WHAT THE EXERCISE ASKS: Find the lines that hold the word "index" and return them.

INFORMATION SHOWN:
* * * * *

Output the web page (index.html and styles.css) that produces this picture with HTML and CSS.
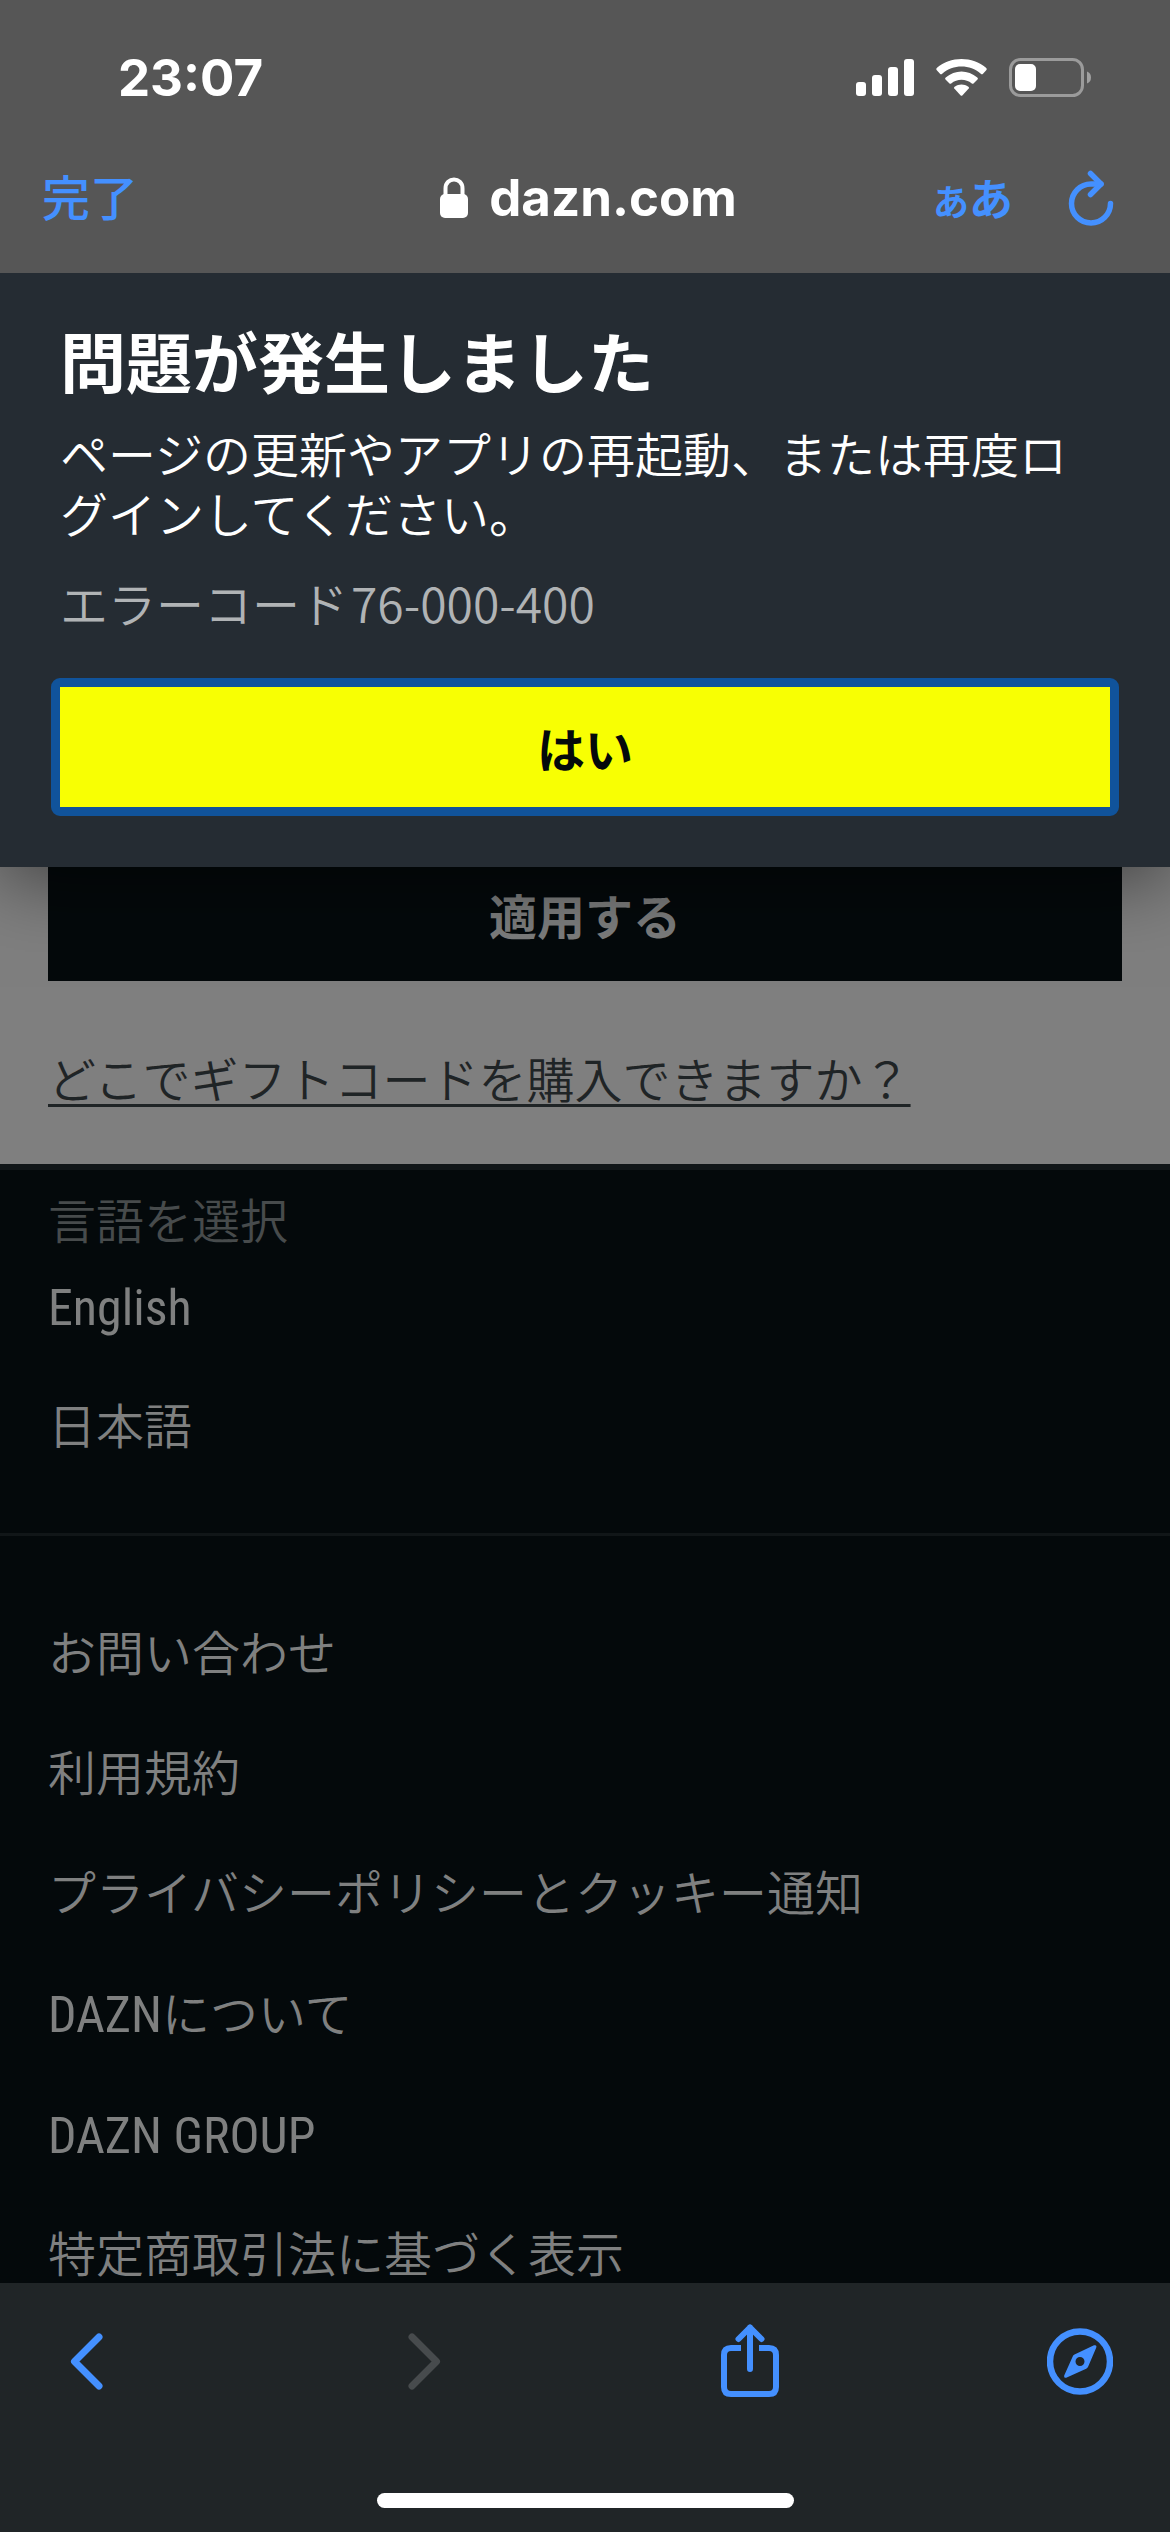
FILE: index.html
```html
<!DOCTYPE html>
<html lang="ja">
<head>
<meta charset="utf-8">
<meta name="viewport" content="width=device-width">
<title>dazn.com</title>
<link rel="stylesheet" href="styles.css">
</head>
<body>
<header class="chrome">
  <div class="status">
    <span class="time">23:07</span>
    <svg class="status-icons" width="236" height="40" viewBox="0 0 236 40" fill="#fff" aria-hidden="true">
      <rect x="0" y="24" width="10" height="14" rx="3"/>
      <rect x="16" y="17" width="10" height="21" rx="3"/>
      <rect x="32" y="9" width="10" height="29" rx="3"/>
      <rect x="48" y="1" width="10" height="37" rx="3"/>
      <path d="M81 12.500Q79.500 11 81 9.700C94-2 117-2 130 9.700Q131.500 11 130 12.500L127 15.700Q126 16.700 124.800 15.700C114 6 97 6 86.200 15.700Q85 16.700 84 15.700Z"/>
      <path d="M89.500 21.500Q88.500 20.500 89.700 19.500C99 11.500 112 11.500 121.300 19.500Q122.500 20.500 121.500 21.500L117.500 25.500Q116.800 26.200 115.800 25.400C110 20.500 101 20.500 95.200 25.400Q94.200 26.200 93.500 25.500Z"/>
      <path d="M98.300 30.400Q97.500 29.500 98.600 28.700C103 25.800 108 25.800 112.400 28.700Q113.500 29.500 112.700 30.400L106.300 37.400Q105.500 38.200 104.700 37.400Z"/>
      <rect x="154.500" y="1.500" width="72" height="36" rx="10" fill="none" stroke="#9b9b9b" stroke-width="3"/>
      <rect x="159" y="6" width="21" height="27" rx="5"/>
      <path d="M231 13.500Q235 15 235 19.500T231 25.500Z" fill="#a0a0a0"/>
    </svg>
  </div>
  <nav class="navbar">
    <button class="done" type="button">完了</button>
    <div class="site">
      <svg width="30" height="42" viewBox="0 0 30 42" aria-hidden="true">
        <path d="M6.500 19V11.500C6.500-.500 23.500-.500 23.500 11.500V19" fill="none" stroke="#fff" stroke-width="4"/>
        <rect x="1" y="17" width="28" height="24" rx="5" fill="#fff"/>
      </svg>
      <span>dazn.com</span>
    </div>
    <div class="nav-actions">
      <button class="reader" type="button" aria-label="表示オプション"><span class="reader-small">あ</span><span>あ</span></button>
      <button type="button" aria-label="再読み込み">
        <svg width="48" height="58" viewBox="0 0 48 58" fill="none" stroke="#4490ff" stroke-width="5.500" stroke-linecap="round" stroke-linejoin="round">
          <path d="M34 15H24A19.500 19.500 0 1 0 43.500 34.500"/>
          <path d="M23.500 4.500 34 15 23.500 25.500" />
        </svg>
      </button>
    </div>
  </nav>
</header>

<main class="page">
  <section class="dialog" role="alertdialog" aria-labelledby="dlg-title">
    <h1 id="dlg-title">問題が発生しました</h1>
    <p class="message">ページの更新やアプリの再起動、または再度ログインしてください。</p>
    <p class="code"><span>エラーコード</span> <span>76-000-400</span></p>
    <button class="confirm" type="button">はい</button>
  </section>
  <section class="gift">
    <button class="apply" type="button">適用する</button>
    <a href="#gift">どこでギフトコードを購入できますか？</a>
  </section>
  <footer class="footer">
    <div class="languages">
      <h2>言語を選択</h2>
      <ul>
        <li><a class="latin" href="#en" lang="en">English</a></li>
        <li><a href="#ja">日本語</a></li>
      </ul>
    </div>
    <ul class="links">
      <li><a href="#contact">お問い合わせ</a></li>
      <li><a href="#terms">利用規約</a></li>
      <li><a href="#privacy">プライバシーポリシーとクッキー通知</a></li>
      <li><a href="#about"><span class="latin">DAZN</span>について</a></li>
      <li><a class="latin" href="#group">DAZN GROUP</a></li>
      <li><a href="#law">特定商取引法に基づく表示</a></li>
    </ul>
  </footer>
</main>

<div class="toolbar">
  <div class="tools">
    <button type="button" aria-label="戻る">
      <svg width="66" height="76" viewBox="0 0 66 76" fill="none" stroke="#4490ff" stroke-width="7" stroke-linecap="round" stroke-linejoin="round"><path d="M45 14 20.500 38.500 45 63"/></svg>
    </button>
    <button type="button" aria-label="進む" disabled>
      <svg width="66" height="76" viewBox="0 0 66 76" fill="none" stroke="#474b4d" stroke-width="7" stroke-linecap="round" stroke-linejoin="round"><path d="M27 14 51.500 38.500 27 63"/></svg>
    </button>
    <button type="button" aria-label="共有">
      <svg width="66" height="76" viewBox="0 0 66 76" fill="none" stroke="#4490ff" stroke-width="6" stroke-linecap="round" stroke-linejoin="round">
        <path d="M34 4.500V46M22.500 16 34 4.500 45.500 16"/>
        <path stroke-linecap="butt" d="M25 25H15Q8 25 8 32V64Q8 71 15 71H53Q60 71 60 64V32Q60 25 53 25H43"/>
      </svg>
    </button>
    <button type="button" aria-label="Safariで開く">
      <svg width="66" height="76" viewBox="0 0 66 76">
        <circle cx="33" cy="38.500" r="30" fill="none" stroke="#4490ff" stroke-width="6.500"/>
        <path fill="#4490ff" fill-rule="evenodd" d="M47 22.300Q50.200 21.500 49.200 24.700L41.200 43.500Q40.700 45 39.200 45.700L19.200 54.700Q16.500 55.500 17.200 52.500L25.700 33.500Q26.200 32.200 27.500 31.500ZM33 34A4.500 4.500 0 1 0 33 43A4.500 4.500 0 1 0 33 34Z"/>
      </svg>
    </button>
  </div>
  <div class="home"></div>
</div>
</body>
</html>
```
FILE: styles.css
```css
* { box-sizing: border-box; }

body {
  margin: 0;
  height: 100vh;
  display: flex;
  flex-direction: column;
  overflow: hidden;
  background: #04090b;
  color: #fff;
  font-family: "Roboto Condensed", "Liberation Sans Narrow", "Noto Sans CJK JP", sans-serif;
  font-size: 48px;
  font-weight: 350;
  line-height: 60px;
}

h1, h2, p, ul { margin: 0; padding: 0; }
ul { list-style: none; }
a { color: inherit; }

button {
  padding: 0;
  border: 0;
  background: none;
  color: inherit;
  font: inherit;
}

svg { display: block; }

.latin { font-size: 50px; font-weight: 400; }

/* Browser top bar */
.chrome {
  flex: none;
  background: #565656;
  font-family: Inter, "Noto Sans CJK JP", sans-serif;
}

.status {
  display: flex;
  justify-content: space-between;
  align-items: center;
  padding: 48px 78px 0 118px;
}

.time { font-size: 51px; font-weight: 700; }

.navbar {
  display: grid;
  grid-template-columns: 1fr auto 1fr;
  align-items: center;
  height: 165px;
  padding: 15px 42px 0;
}

.done {
  justify-self: start;
  padding-top: 2px;
  color: #4490ff;
  font-weight: 500;
}

.site {
  display: flex;
  align-items: center;
  gap: 20px;
  padding-left: 6px;
  font-size: 51px;
  font-weight: 700;
}

.nav-actions {
  display: flex;
  justify-content: flex-end;
  align-items: center;
  gap: 54px;
  padding-right: 13px;
  color: #4490ff;
}

.reader {
  display: flex;
  align-items: baseline;
  padding-top: 6px;
  font-size: 44px;
  font-weight: 700;
}

.reader-small { font-size: 36px; }

/* Page content */
.page {
  flex: 1;
  min-height: 0;
  overflow: hidden;
}

.dialog {
  position: relative;
  z-index: 1;
  padding: 46px 60px 51px;
  background: #252c33;
  box-shadow: 0 12px 72px rgba(0, 0, 0, .5);
  font-family: "Noto Sans CJK JP", sans-serif;
}

.dialog h1 {
  font-size: 66px;
  font-weight: 700;
  line-height: 80px;
}

.message { margin-top: 23px; }

.code {
  display: flex;
  gap: 3px;
  margin-top: 30px;
  color: #b0b3b5;
}

.confirm {
  display: block;
  width: calc(100% + 18px);
  height: 138px;
  margin: 46px -9px 0;
  border: 9px solid #10539b;
  border-radius: 9px;
  background: #f8ff03;
  color: #04090b;
  font-weight: 700;
}

.gift {
  padding: 0 48px 52px;
  background: #7f7f7f;
  color: #1f2426;
}

.apply {
  display: block;
  width: 100%;
  height: 126px;
  margin: -12px 0 71px;
  padding-top: 2px;
  background: #04090b;
  color: #7c7d7d;
  font-weight: 700;
}

.gift a {
  display: block;
  width: fit-content;
  text-decoration-thickness: 3px;
  text-underline-offset: 6px;
  text-decoration-skip-ink: none;
}

.footer {
  border-top: 6px solid #111618;
  color: #7f8080;
}

.footer a {
  display: block;
  width: fit-content;
  padding: 30px 0;
  text-decoration: none;
}

.languages {
  padding: 23px 48px 45px;
  border-bottom: 3px solid #111618;
}

.languages h2 {
  color: #474b4c;
  font-size: 48px;
  font-weight: 350;
  margin-bottom: -5px;
}

.links { padding: 59px 48px; }

/* Browser bottom bar */
.toolbar {
  flex: none;
  background: #202527;
}

.tools {
  display: flex;
  justify-content: space-between;
  padding: 40px 57px 94px 54px;
}

.home {
  width: 417px;
  height: 15px;
  margin: 0 auto 24px;
  border-radius: 8px;
  background: #fff;
}
```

* * * * *

PROBLEM SOLUTION:
Output the web page (index.html and styles.css) that produces this picture with HTML and CSS.
FILE: index.html
  z-index: 1;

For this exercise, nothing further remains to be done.